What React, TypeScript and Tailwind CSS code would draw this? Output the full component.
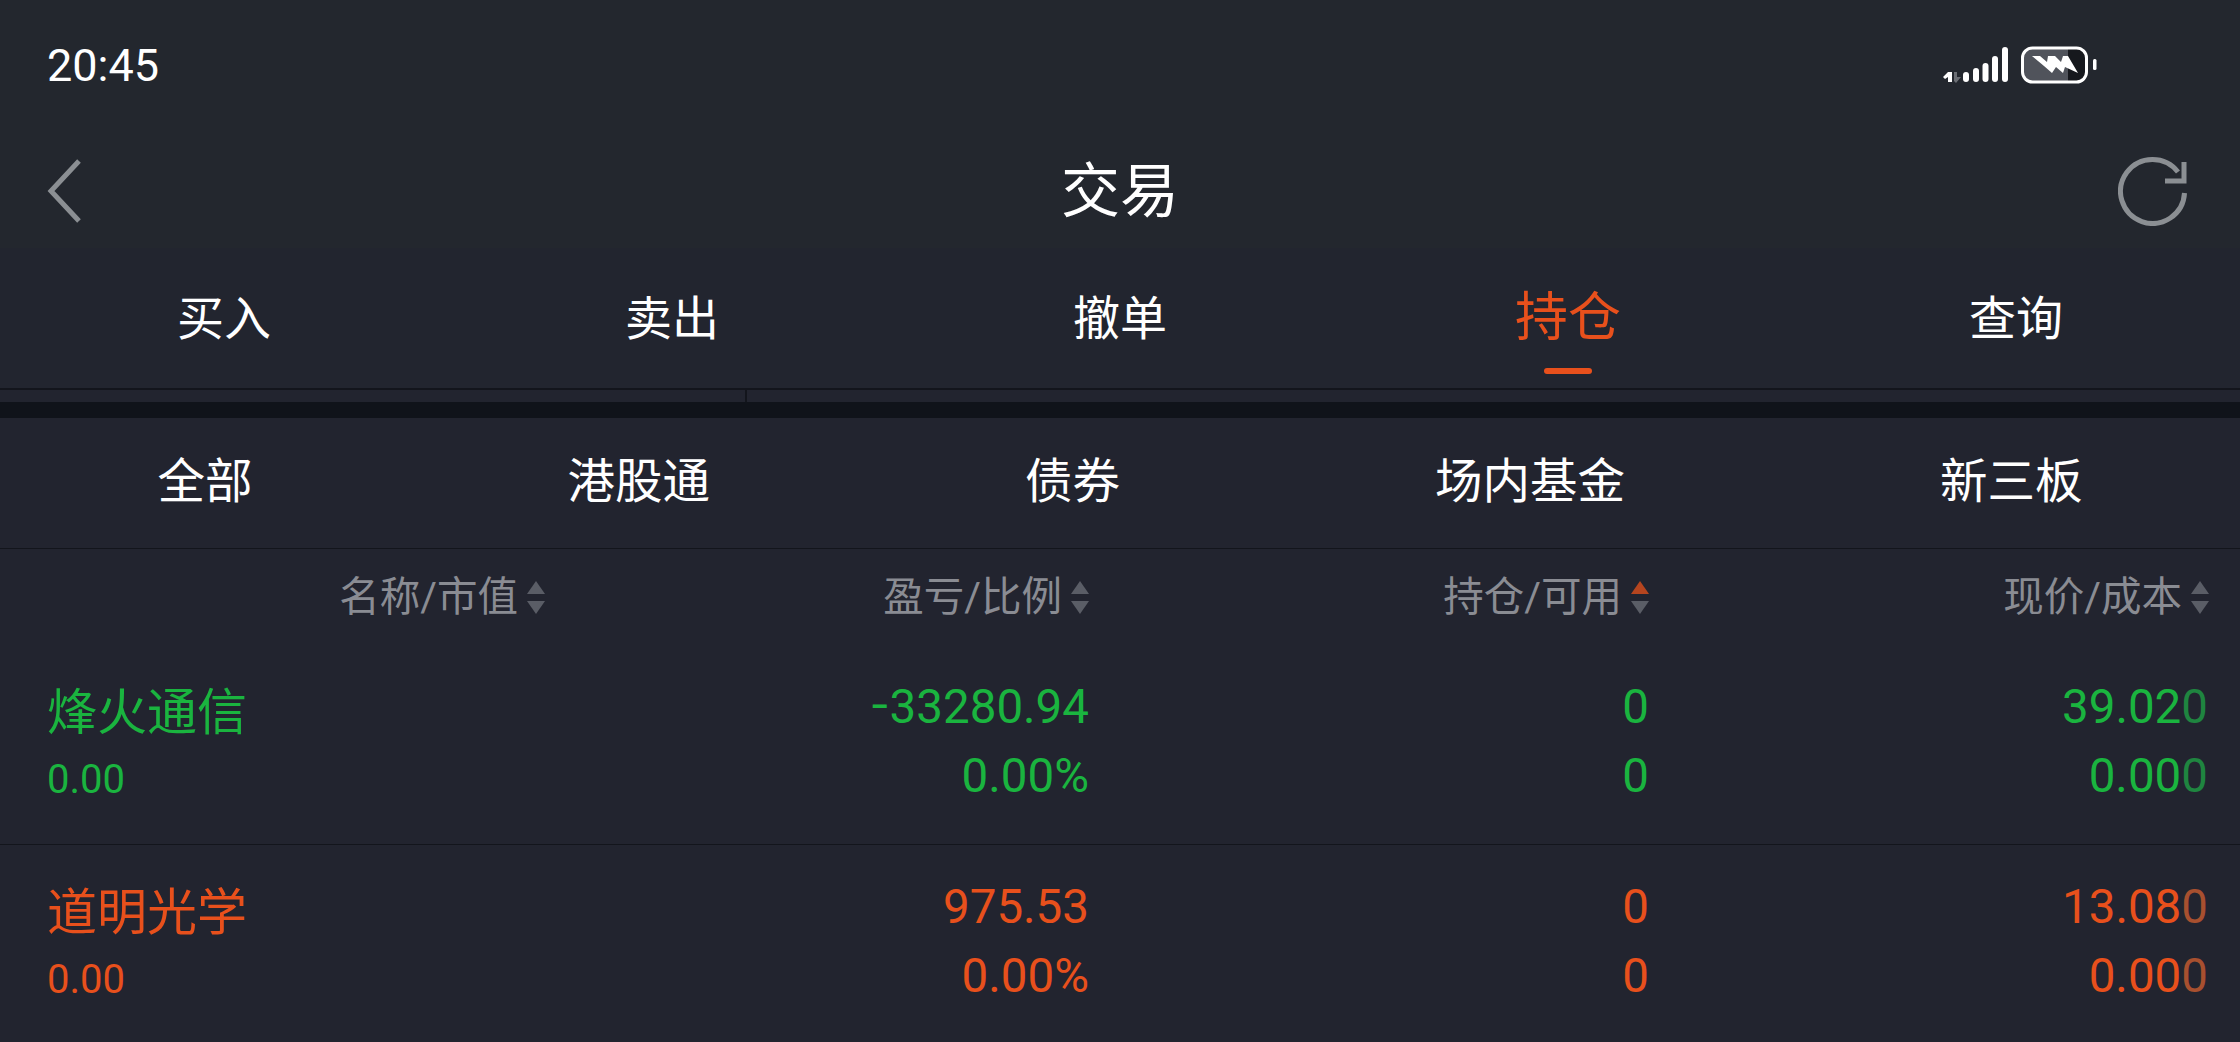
const cjk = "font-['Roboto','Noto_Sans_CJK_SC',sans-serif]";

const mainTabs = ["买入", "卖出", "撤单", "持仓", "查询"];
const subTabs = ["全部", "港股通", "债券", "场内基金", "新三板"];

const columns = [
  { label: "名称/市值", up: "#5a5d66" },
  { label: "盈亏/比例", up: "#5a5d66" },
  { label: "持仓/可用", up: "#b5451f" },
  { label: "现价/成本", up: "#5a5d66" },
];

const rows = [
  {
    name: "烽火通信",
    cap: "0.00",
    negative: true,
    pnl: "33280.94",
    price: "39.02",
    text: "text-[#1ab43f]",
    fade: "text-[#1f8540]",
  },
  {
    name: "道明光学",
    cap: "0.00",
    negative: false,
    pnl: "975.53",
    price: "13.08",
    text: "text-[#e8501c]",
    fade: "text-[#a8502f]",
  },
];

function SignalIcon() {
  return (
    <svg width="154" height="38" viewBox="0 0 154 38" fill="none" className="mb-[2px]">
      <path d="M0 31 L5 26 L9 26 L9 36 L5 36 L5 31 L2 33 Z" fill="#fff" />
      <path d="M11 26 h3 v5 h4 l-5 6 l-2 -2 Z" fill="#6b6e74" />
      {[
        [20, 26],
        [30, 22],
        [39.5, 17],
        [49, 10],
        [59, 1],
      ].map(([x, y]) => (
        <rect key={x} x={x} y={y} width="6" height={36 - y} rx="3" fill="#fff" />
      ))}
      <rect x="79.5" y="2" width="64" height="34" rx="10" fill="#16181d" />
      <path d="M79.5 12 a10 10 0 0 1 10 -10 h35.5 v34 h-35.5 a10 10 0 0 1 -10 -10 Z" fill="#50535b" />
      <rect x="79.5" y="2" width="64" height="34" rx="10" stroke="#fff" strokeWidth="3" />
      <path
        d="M89 10 L97 10 L104 16 L105 10 L112 10 L118 16 L120 10 L125 10 L135 27 L122 21 L120 27 L113 21 L109 27 L101 20 Z"
        fill="#fff"
      />
      <rect x="150" y="13" width="3.5" height="11" rx="1.5" fill="#fff" />
    </svg>
  );
}

function SortArrows({ up }: { up: string }) {
  return (
    <svg width="18" height="34" viewBox="0 0 18 34" className="ml-[9px] shrink-0">
      <path d="M9 1 L18 14 H0 Z" fill={up} />
      <path d="M0 21 H18 L9 34 Z" fill="#5a5d66" />
    </svg>
  );
}

export default function App() {
  return (
    <div className={`h-[1042px] w-[2240px] overflow-hidden bg-[#22242f] text-white ${cjk}`}>
      <div className="bg-[#23272e]">
        {/* status bar */}
        <div className="flex h-[132px] items-center justify-between pl-[47px] pr-[143px]">
          <span className="mb-[2px] text-[45px] leading-none">20:45</span>
          <SignalIcon />
        </div>

        {/* title bar */}
        <div className="relative flex h-[116px] items-center justify-center">
          <svg width="36" height="66" viewBox="0 0 36 66" fill="none" className="absolute left-[46px] top-[26px]">
            <path d="M33 3 L5 33 L33 63" stroke="#8b8f93" strokeWidth="5" />
          </svg>
          <span className="mt-[2px] text-[59px] leading-none">交易</span>
          <svg width="70" height="70" viewBox="0 0 70 70" fill="none" className="absolute left-[2118px] top-[24px]">
            <path d="M66.5 37 A32 32 0 1 1 60 16" stroke="#8b8f93" strokeWidth="5" />
            <path d="M66 6 V25 H47" stroke="#8b8f93" strokeWidth="5" />
          </svg>
        </div>
      </div>

      {/* main tabs */}
      <div className="flex h-[140px] bg-[#22252f]">
        {mainTabs.map((tab) => (
          <div key={tab} className="relative flex flex-1 items-center justify-center">
            {tab === "持仓" ? (
              <>
                <span className="text-[53px] leading-none text-[#e8501c]">{tab}</span>
                <div className="absolute bottom-[14px] h-[6px] w-[48px] rounded-full bg-[#e8501c]" />
              </>
            ) : (
              <span className="text-[47px] leading-none">{tab}</span>
            )}
          </div>
        ))}
      </div>
      <div className="h-[2px] bg-[#13151c]" />
      <div className="h-[12px] pl-[745px]">
        <div className="h-full w-[2px] bg-[#13151c]" />
      </div>
      <div className="h-[16px] bg-[#10131a]" />

      {/* sub tabs */}
      <div className="flex h-[131px] items-center justify-around border-b border-[#13151c]">
        {subTabs.map((tab) => (
          <span key={tab} className="text-[47.5px] leading-none">
            {tab}
          </span>
        ))}
      </div>

      {/* table head */}
      <div className="grid h-[96px] grid-cols-[545px_544px_560px_560px] items-center">
        {columns.map((col) => (
          <div key={col.label} className="flex items-center justify-end">
            <span className="text-[40.5px] leading-none text-[#8a8c93]">{col.label}</span>
            <SortArrows up={col.up} />
          </div>
        ))}
      </div>

      {/* positions */}
      {rows.map((row, i) => (
        <div
          key={row.name}
          className={`grid h-[200px] grid-cols-[546px_543px_560px_559px] border-[#13151c] ${row.text} ${
            i === 0 ? "border-b" : ""
          }`}
        >
          <div className="flex flex-col pl-[47px] pt-[43px]">
            <span className="text-[50px] leading-[50px]">{row.name}</span>
            <span className="mt-[22px] text-[40px] leading-[40px]">{row.cap}</span>
          </div>
          <div className="flex flex-col items-end gap-[21px] pt-[38px] text-[47.5px] leading-[48px]">
            <span>
              {row.negative && <span className="inline-block origin-right scale-x-[0.6]">–</span>}
              {row.pnl}
            </span>
            <span>0.00%</span>
          </div>
          <div className="flex flex-col items-end gap-[21px] pt-[38px] text-[47.5px] leading-[48px]">
            <span>0</span>
            <span>0</span>
          </div>
          <div className="flex flex-col items-end gap-[21px] pt-[38px] text-[47.5px] leading-[48px]">
            <span>
              {row.price}
              <span className={row.fade}>0</span>
            </span>
            <span>
              0.00<span className={row.fade}>0</span>
            </span>
          </div>
        </div>
      ))}
    </div>
  );
}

•••

WRITTEN REQUEST = Identify the lines that contain the string "full", and copy every one of them.

RESULT =
What React, TypeScript and Tailwind CSS code would draw this? Output the full component.
                <div className="absolute bottom-[14px] h-[6px] w-[48px] rounded-full bg-[#e8501c]" />
        <div className="h-full w-[2px] bg-[#13151c]" />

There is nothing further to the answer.